Tedd Josiah's emotional letter to late wife, Reginah Katar
When Regina Katar, the wife to legendary producer Tedd Josiah, died after a short illness in October 2017, leaving behind a three-month-old daughter, Jameela Wendo alias Jay Jay, every word he posted, interviews he made after her burial told of his pain, grief and a new reckoning to fatherhood, but above all, his undying love for the deceased. In a message to Katar three years after she succumbed to birth-related complications, Josiah in an emotional post on his Instagram account stated that he sometimes feels that their daughter, now four-years-old, sometimes sees the emptiness in his eyes. The Blue Zebra founder turned fashion designer noted that he is grateful for the anchor that she left behind, Jay Jay.
“Dear mama, we learnt to dance in the rain but this dance would have been much better with you. Your Empress is doing her best to love papa sometimes it feels like she sees the emptiness in my eyes, especially when she just comes to hold and kiss me for no reason. Thank u mama thank u for this anchor you left for me. Askim. One sweet day,” he wrote. On her death anniversary in 2019, he shared that her passing at 26 hit him hard and expressed that no child should grow without a mother saying there is no healing from grief.
“No child should ever be without a mother! No child! My friend u were magic, rest cause every Friday it plays back in my head...But broken crayons still paint so I will paint,” stated the producer. “What is grief like? Well it’s like the waves of an ocean sometimes they are high sometimes low but you're guaranteed they will hit. What causes them? Memories, jolts of confusion, uncertainty and moments of self-doubt all play roles in this. How long does it take to heal? U don’t heal u just learn to walk with the limp.” He pointed out that she was okay that fateful evening but as the night dragged on, she fell ill and was rushed to the hospital but never made it out after dying in her sleep.

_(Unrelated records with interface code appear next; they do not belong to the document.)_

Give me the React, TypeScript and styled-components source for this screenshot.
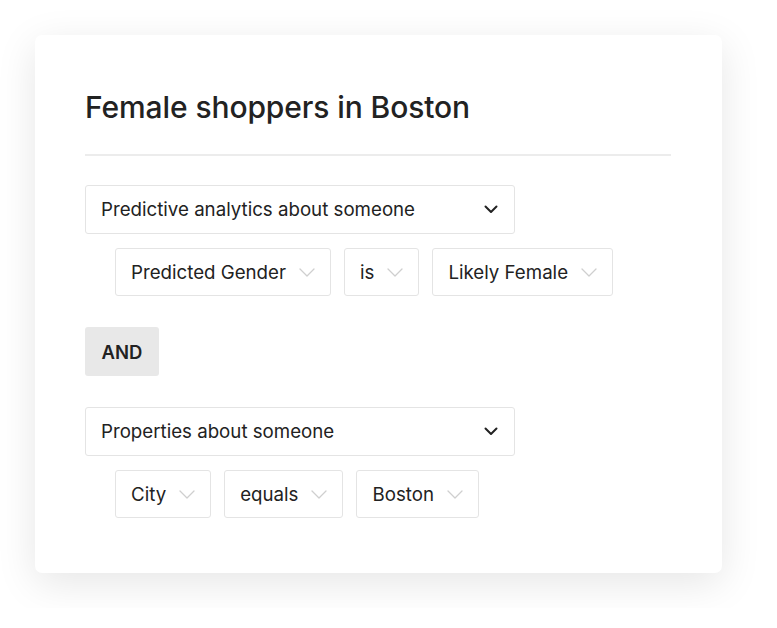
import React from 'react';
import styled, { createGlobalStyle } from 'styled-components';

const GlobalStyle = createGlobalStyle`
  body {
    margin: 0;
    background: #ffffff;
    font-family: Inter, "Liberation Sans", sans-serif;
    color: #222222;
  }
`;

const Page = styled.div`
  padding: 35px;
`;

const Card = styled.div`
  width: 687px;
  height: 538px;
  box-sizing: border-box;
  background: #fff;
  border-radius: 7px;
  box-shadow: 0 10px 40px rgba(0, 0, 0, 0.1);
  padding: 50px 51px 0 50px;
`;

const Title = styled.h1`
  margin: 0;
  font-size: 30px;
  line-height: 44px;
  font-weight: 500;
  letter-spacing: -0.1px;
  color: #222;
`;

const Divider = styled.hr`
  margin: 25px 0 29px;
  border: none;
  height: 2px;
  background: #ececec;
`;

const Group = styled.div`
  display: flex;
  flex-direction: column;
  gap: 14px;
`;

const Select = styled.div<{ $width?: number }>`
  display: flex;
  align-items: center;
  justify-content: space-between;
  box-sizing: border-box;
  height: 49px;
  width: ${(p) => (p.$width ? `${p.$width}px` : 'auto')};
  padding: 0 16px 0 15px;
  border: 1px solid #e4e4e4;
  border-radius: 3px;
  font-size: 18.7px;
  color: #222;
  background: #fff;
`;

const Row = styled.div`
  display: flex;
  gap: 13px;
  padding-left: 30px;
`;

const Chip = styled(Select)`
  height: 48px;
  gap: 13px;
  padding: 0 15px 0 15px;
`;

const AndButton = styled.div`
  display: inline-flex;
  align-items: center;
  justify-content: center;
  width: 74px;
  height: 49px;
  margin: 31px 0 31px;
  background: #e8e8e8;
  border-radius: 3px;
  font-size: 18.5px;
  font-weight: 600;
  color: #222;
`;

const Chevron: React.FC<{ light?: boolean }> = ({ light }) => (
  <svg width={light ? 16 : 14} height="9" viewBox={light ? '0 0 16 9' : '0 0 14 9'} fill="none">
    {light ? (
      <path d="M1 1l7 7 7-7" stroke="#cfcfcf" strokeWidth="1.3" strokeLinecap="round" strokeLinejoin="round" />
    ) : (
      <path d="M1.5 1.5L7 7l5.5-5.5" stroke="#222" strokeWidth="2" strokeLinecap="round" strokeLinejoin="round" />
    )}
  </svg>
);

const App: React.FC = () => {
  return (
    <>
      <GlobalStyle />
      <Page>
        <Card>
          <Title>Female shoppers in Boston</Title>
          <Divider />
          <Group>
            <Select $width={430}>
              Predictive analytics about someone
              <Chevron />
            </Select>
            <Row>
              <Chip>Predicted Gender<Chevron light /></Chip>
              <Chip>is<Chevron light /></Chip>
              <Chip>Likely Female<Chevron light /></Chip>
            </Row>
          </Group>
          <AndButton>AND</AndButton>
          <Group>
            <Select $width={430}>
              Properties about someone
              <Chevron />
            </Select>
            <Row>
              <Chip>City<Chevron light /></Chip>
              <Chip>equals<Chevron light /></Chip>
              <Chip>Boston<Chevron light /></Chip>
            </Row>
          </Group>
        </Card>
      </Page>
    </>
  );
};

export default App;
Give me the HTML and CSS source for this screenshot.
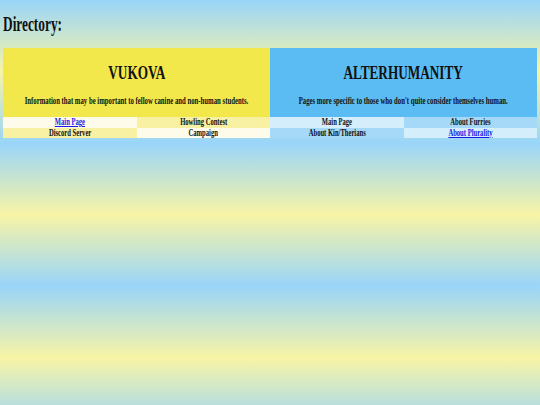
FILE: index.html
```html
<!DOCTYPE html>
<html lang="en">
<head>
<meta charset="utf-8">
<title>Directory</title>
<link rel="stylesheet" href="styles.css">
</head>
<body>
<div class="page">
  <h1 class="heading"><span class="sq sq-left">Directory:</span></h1>
  <div class="directory">
    <div class="head head-yellow">
      <h2 class="title"><span class="sq">VUKOVA</span></h2>
      <p class="sub"><span class="sq">Information that may be important to fellow canine and non-human students.</span></p>
    </div>
    <div class="head head-blue">
      <h2 class="title"><span class="sq">ALTERHUMANITY</span></h2>
      <p class="sub"><span class="sq">Pages more specific to those who don't quite consider themselves human.</span></p>
    </div>

    <div class="cell c-cream"><a href="#" class="link sq">Main Page</a></div>
    <div class="cell c-pale"><span class="sq">Howling Contest</span></div>
    <div class="cell c-ice"><span class="sq">Main Page</span></div>
    <div class="cell c-sky"><span class="sq">About Furries</span></div>

    <div class="cell c-pale"><span class="sq">Discord Server</span></div>
    <div class="cell c-cream"><span class="sq">Campaign</span></div>
    <div class="cell c-sky"><span class="sq">About Kin/Therians</span></div>
    <div class="cell c-ice"><a href="#" class="link sq">About Plurality</a></div>
  </div>
</div>
</body>
</html>
```
FILE: styles.css
```css
html {
  background: repeating-linear-gradient(to bottom, #99d5f9 0px, #f8f4a6 71.5px, #99d5f9 143px);
  min-height: 100%;
}
body {
  margin: 0;
  padding: 0 3px;
  font-family: "Liberation Serif", "Times New Roman", serif;
  font-weight: bold;
  color: #111;
}
.page {
  padding-top: 11.5px;
}
.sq {
  display: inline-block;
  transform: scaleX(0.66);
  transform-origin: center;
  white-space: nowrap;
}
.sq-left {
  transform-origin: left center;
}
.heading {
  margin: 0;
  font-size: 21px;
  line-height: 24px;
  height: 24px;
  font-weight: bold;
}
.heading .sq {
  transform: scaleX(0.635);
}
.directory {
  margin-top: 12.5px;
  display: grid;
  grid-template-columns: repeat(4, 1fr);
}
.head {
  grid-column: span 2;
  display: flex;
  flex-direction: column;
  align-items: center;
  padding: 15px 0 10px;
  text-align: center;
}
.head-yellow { background: #f3e84b; }
.head-blue { background: #5bbcf4; }
.title {
  margin: 0;
  font-size: 18px;
  line-height: 20px;
  font-weight: bold;
}
.title .sq {
  transform: scaleX(0.735);
}
.sub {
  margin: 13px 0 0;
  font-size: 9.5px;
  line-height: 11px;
}
.sub .sq {
  transform: scaleX(0.71);
}
.cell {
  height: 10.5px;
  font-size: 10px;
  line-height: 10.5px;
  text-align: center;
  overflow: visible;
}
.c-cream { background: #fffbea; }
.c-pale { background: #f8f0a2; }
.c-ice { background: #d4eefc; }
.c-sky { background: #a6d8f8; }
.link {
  color: #1a1ae8;
  text-decoration: underline;
}
```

“Friday 7:30 pm dinner at home with mama and Jay Jay she’d cooked rice and chicken and was happy beyond words. Then a movie, as Jay Jay slept between us on the couch. After the film, we went to bed and she’d talked right thru the movie! 3 am as she breastfed she complained that heat head hurt, took meds and threw them up. So we dashed to hospital and she fell asleep and never woke up again,” said Josiah. “5 am Jay Jay and I sat in my car confused lost and alone. She’d just gone like that.” Katar was laid to rest at Ihururu village, Nyeri County.
Opening up to Grace Msalame about family and especially why his first marriage broke down, the Joka Jok luxury handbag founder narrated that he grew distant and caused his ex-wife heartache on leaving the country for two years on a self-imposed exile. “I had been married before and I had a two-year-old girl at the time I left the country and we were just beginning to bond and people thought it was exile. Yes, it was partially exile because I had been threatened but I also needed to go and grow in a space where I wasn’t ready to be a family man. I was breaking people more than I was building them and everything that I had built was false,” he said. “You know how you are told you grow up and must get married, and these are the boxes you have to tick and you must do x, y and z. You must live in a certain way. I was just ticking boxes and then I realized I don’t even love this person and I’m actually on a daily basis breaking her and she is breaking me,” narrated Josiah.
While in the UK, he disclosed that he would cry, haunted by the absence of his children, episodes that saw him choose to reconnect. “I was in the UK starting my life again, learning again and anytime I would see a man with a child, I would start crying instantly and the tears would just roll down my face continually. I realized I wanted to a second chance at this, I wanted to get it right. Now we have a bond with my kids, all three of them, I love them to bits. They spend a lot of time with me at home but because they are in their teens, I isolate them from social media because it can get abet rough because of their schools and everything,” he added.